What makes academe so difficult for mothers? In large part it is because it is a rigid, lockstep career track that does not allow for timeouts and that puts the greatest pressure on its aspirants in the critical early years. Most academics earn their Ph.D.'s and tenure in the critical decade between the age of 30 and 40, the “make-or-break decade,” as we call it. It is also the decade in which many women have children, if they have them at all.
Low fertility is not a coincidence among tenured women. Many women believed they had to wait to earn tenure (average age around 40) before beginning a family. The university does little to provide a more flexible career path or to adopt family-responsive programs that would make it possible to balance work with babies.
It is important for women to become more assertive at faculty meetings, to negotiate higher starting salaries, and to argue for justice in the promotion process, as Sheryl Sandberg argued in her much-debated book, Lean In: Women, Work, and the Will to Lead. Still, when a female faculty member must leave a meeting early to pick up a toddler at child care or to pump breast milk for an infant, “leaning in” will not be enough to keep her on the same career track as a man.
We all know what structural changes would help to level the playing field: paid family leave for both mothers and fathers, especially for childbirth, a flexible workplace, a flexible career track, a re-entry policy, pay equity reviews, child-care assistance, dual-career assistance.
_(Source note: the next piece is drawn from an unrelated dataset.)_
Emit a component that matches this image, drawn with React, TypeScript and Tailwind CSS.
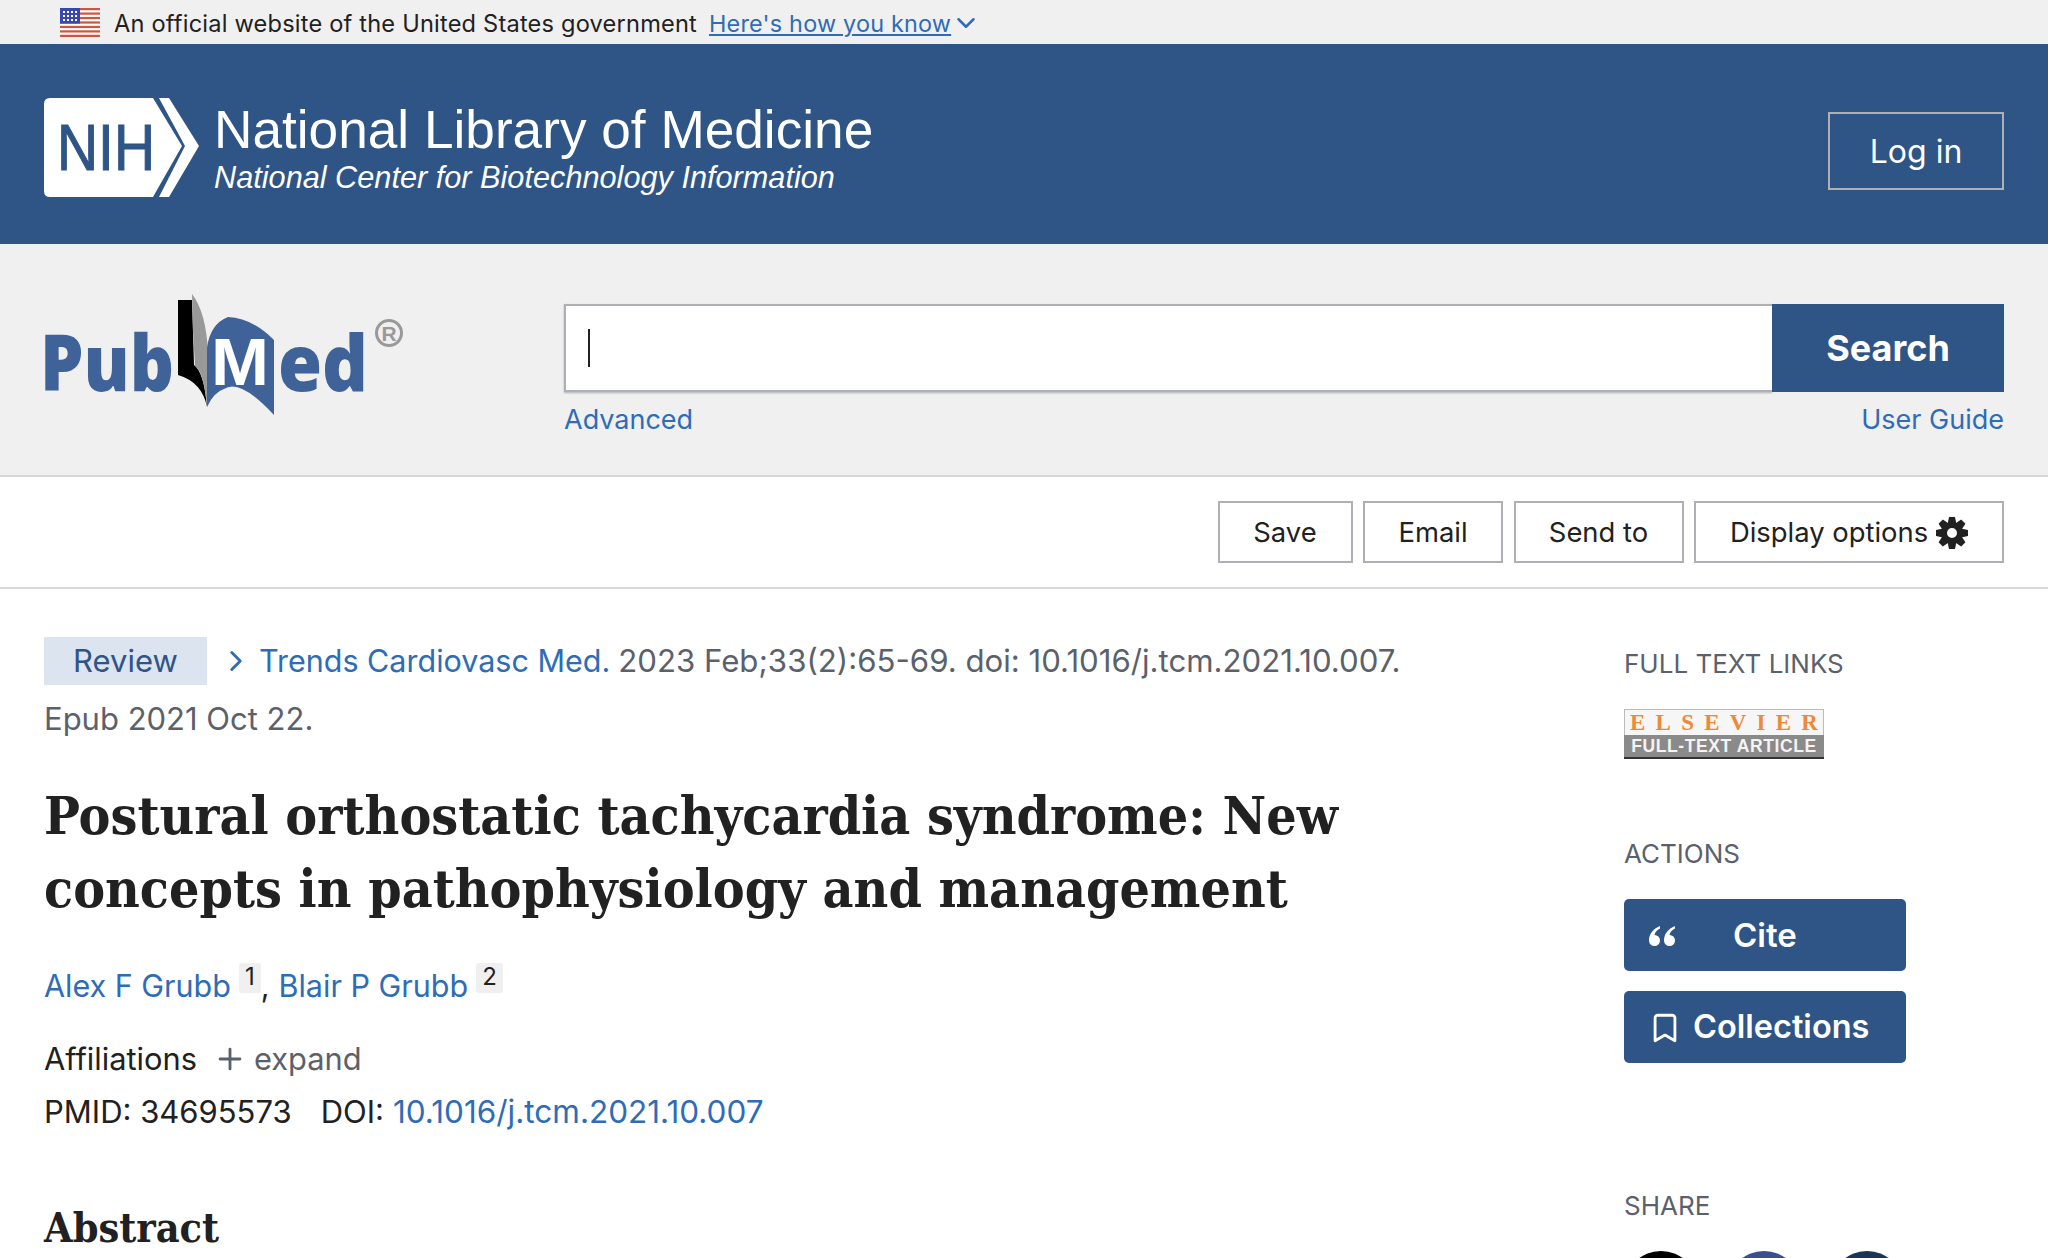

Those universities and corporations who have actively created such policies have found an advantage in recruitment and retention. For instance, after Berkeley enacted several new policies to benefit parents, including paid teaching leaves for fathers, job satisfaction scored much higher among parents, and more babies are being born to assistant professors.
It is time for women to “lean in” and demand family policies that will at least give them a fighting chance to have both a successful career and babies.